As saudades do hino nacional logo serão saciadas, o virumdum é mágico e a versão à capela tão inovadora quanto o estilo Fred de fazer gols – deitado.

Estado de espírito

As discussões sobre o direito de greve e o direito ao trabalho vão ceder à outra, transcendental, empolgante: a função do centroavante (o velho center-forward) é apenas fazer gols ou comandar o ataque?

O futebol continua a mesma caixinha de surpresas, porém a questão central não aparecerá no placar: o esporte-rei foi desbancado pelo ativismo político? Ao menos equiparado?

A melhor radiografia da trepidante saison futebolística está na capa de última edição do Economist – como esporte, belíssimo; como negócio, asqueroso (ver “The Economist lembra o lado obscuro da Copa”). E assim convivem há 84 anos. Nossa imprensa fingiu que não entende inglês, ficou na moita.

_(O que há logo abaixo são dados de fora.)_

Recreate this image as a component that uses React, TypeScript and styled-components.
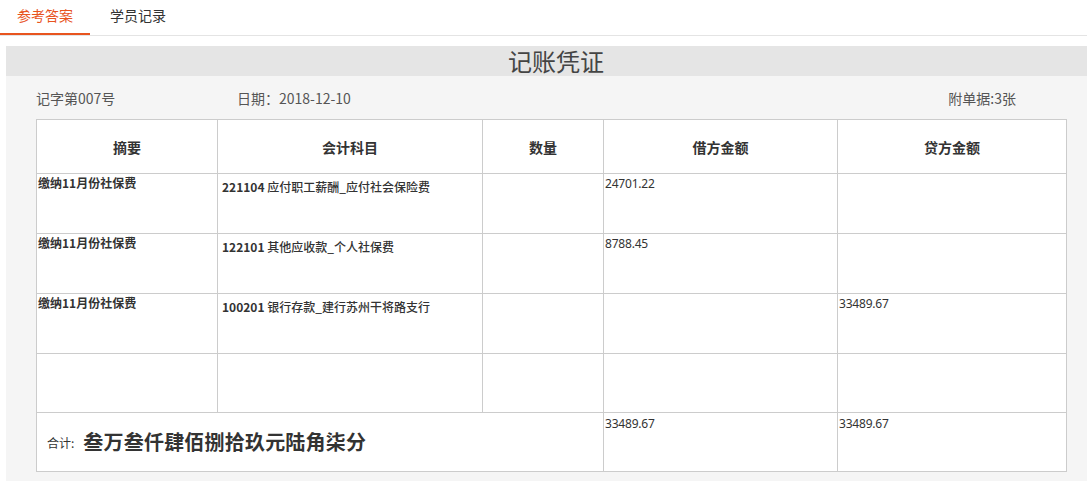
import React from "react";
import styled, { createGlobalStyle } from "styled-components";

const Global = createGlobalStyle`
  html, body { margin: 0; padding: 0; background: #fff; overflow: hidden; }
  body { font-family: "Noto Sans CJK SC", "Noto Sans", sans-serif; color: #333; }
`;

const TabBar = styled.div`
  display: flex;
  height: 35px;
  border-bottom: 1px solid #e4e4e4;
`;

const Tab = styled.div<{ $active?: boolean }>`
  padding: 0 ${(p) => (p.$active ? "17px" : "20px")} 4px;
  display: flex;
  align-items: center;
  font-size: 14px;
  line-height: 20px;
  color: ${(p) => (p.$active ? "#e8541e" : "#333")};
  border-bottom: 2px solid ${(p) => (p.$active ? "#e8541e" : "transparent")};
  margin-bottom: -1px;
  height: 29px;
`;

const Panel = styled.div`
  margin: 10px 0 0 6px;
  width: 1100px;
  background: #f5f5f5;
  padding-bottom: 9px;
`;

const TitleBar = styled.div`
  height: 30px;
  background: #e5e5e5;
  text-align: center;
  font-size: 24px;
  line-height: 30px;
  color: #444;
`;

const InfoRow = styled.div`
  height: 43px;
  display: flex;
  align-items: center;
  padding: 0 0 0 30px;
  width: 1031px;
  font-size: 14px;
  color: #555;
`;

const InfoItem = styled.span<{ $w?: number }>`
  width: ${(p) => (p.$w ? `${p.$w}px` : "auto")};
  line-height: 20px;
`;

const InfoRight = styled.span`
  margin-left: auto;
  margin-right: 51px;
  line-height: 20px;
`;

const Table = styled.table`
  margin-left: 30px;
  width: 1031px;
  border-collapse: collapse;
  background: #fff;
  table-layout: fixed;
`;

const Col = styled.col<{ $w?: number }>`
  width: ${(p) => (p.$w ? `${p.$w}px` : "auto")};
`;

const Row = styled.tr<{ $h: number }>`
  height: ${(p) => p.$h}px;
`;

const Th = styled.th`
  border: 1px solid #cccccc;
  font-size: 14px;
  font-weight: bold;
  color: #333;
  text-align: center;
  vertical-align: middle;
  padding: 0;
  line-height: 20px;
`;

const Td = styled.td<{ $pad?: string }>`
  border: 1px solid #cccccc;
  vertical-align: top;
  padding: ${(p) => p.$pad || "0"};
  font-size: 12px;
  line-height: 18px;
  color: #333;
`;

const Summary = styled.span`
  font-weight: bold;
  color: #333;
`;

const Code = styled.b`
  font-weight: bold;
`;

const Account = styled.span`
  color: #333;
  font-weight: 500;
`;

const Amount = styled.span`
  color: #333;
  font-family: "Noto Sans", "DejaVu Sans", sans-serif;
  letter-spacing: -0.2px;
`;

const TotalCell = styled.td`
  border: 1px solid #cccccc;
  vertical-align: middle;
  padding: 0 0 0 10px;
  white-space: nowrap;
`;

const TotalLabel = styled.span`
  font-size: 12px;
  color: #333;
  margin-right: 9px;
  vertical-align: middle;
`;

const TotalBig = styled.span`
  font-size: 20px;
  font-weight: bold;
  color: #333;
  vertical-align: middle;
  letter-spacing: 0.2px;
`;

const rows = [
  { summary: "缴纳11月份社保费", code: "221104", name: "应付职工薪酬_应付社会保险费", debit: "24701.22", credit: "" },
  { summary: "缴纳11月份社保费", code: "122101", name: "其他应收款_个人社保费", debit: "8788.45", credit: "" },
  { summary: "缴纳11月份社保费", code: "100201", name: "银行存款_建行苏州干将路支行", debit: "", credit: "33489.67" },
  { summary: "", code: "", name: "", debit: "", credit: "" },
];

export default function App() {
  return (
    <>
      <Global />
      <TabBar>
        <Tab $active>参考答案</Tab>
        <Tab>学员记录</Tab>
      </TabBar>
      <Panel>
        <TitleBar>记账凭证</TitleBar>
        <InfoRow>
          <InfoItem $w={201}>记字第007号</InfoItem>
          <InfoItem>日期：2018-12-10</InfoItem>
          <InfoRight>附单据:3张</InfoRight>
        </InfoRow>
        <Table>
          <colgroup>
            <Col $w={181} />
            <Col $w={265} />
            <Col $w={121} />
            <Col $w={234} />
            <Col />
          </colgroup>
          <thead>
            <Row $h={54}>
              <Th>摘要</Th>
              <Th>会计科目</Th>
              <Th>数量</Th>
              <Th>借方金额</Th>
              <Th>贷方金额</Th>
            </Row>
          </thead>
          <tbody>
            {rows.map((r, i) => (
              <Row $h={i === 3 ? 59 : 60} key={i}>
                <Td $pad="0 0 0 1px">
                  <Summary>{r.summary}</Summary>
                </Td>
                <Td $pad="4px 0 0 4px">
                  {r.code && (
                    <Account>
                      <Code>{r.code}</Code> {r.name}
                    </Account>
                  )}
                </Td>
                <Td />
                <Td $pad="0 0 0 1px">
                  <Amount>{r.debit}</Amount>
                </Td>
                <Td $pad="0 0 0 1px">
                  <Amount>{r.credit}</Amount>
                </Td>
              </Row>
            ))}
            <Row $h={59}>
              <TotalCell colSpan={3}>
                <TotalLabel>合计:</TotalLabel>
                <TotalBig>叁万叁仟肆佰捌拾玖元陆角柒分</TotalBig>
              </TotalCell>
              <Td $pad="1px 0 0 1px">
                <Amount>33489.67</Amount>
              </Td>
              <Td $pad="1px 0 0 1px">
                <Amount>33489.67</Amount>
              </Td>
            </Row>
          </tbody>
        </Table>
      </Panel>
    </>
  );
}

Cansada de ser neutra, a república mais antiga do mundo – a Suíça – resolveu dominar o mundo. Seus relógios, chocolates e canivetes continuam os melhores, mas só a Suíça consegue alcançar uma corrupção padrão FIFA.

Reunidas numa portentosa multinacional para explorar a sublime paixão pelo futebol, quem discordar, cai fora. Quantas CBFs terão a coragem para criar uma FIFA do B? Por isso, estão juntinhas, irmanadas. Mais fácil ampliar o Conselho de Segurança da ONU do que criar uma CPI em Zurique.

O tal “clima de Copa” é um estado de espírito quadrienal, que começa com resmungos, ceticismo, e acaba em urras, delírios. Os cientistas o identificam como sinônimo de complacência.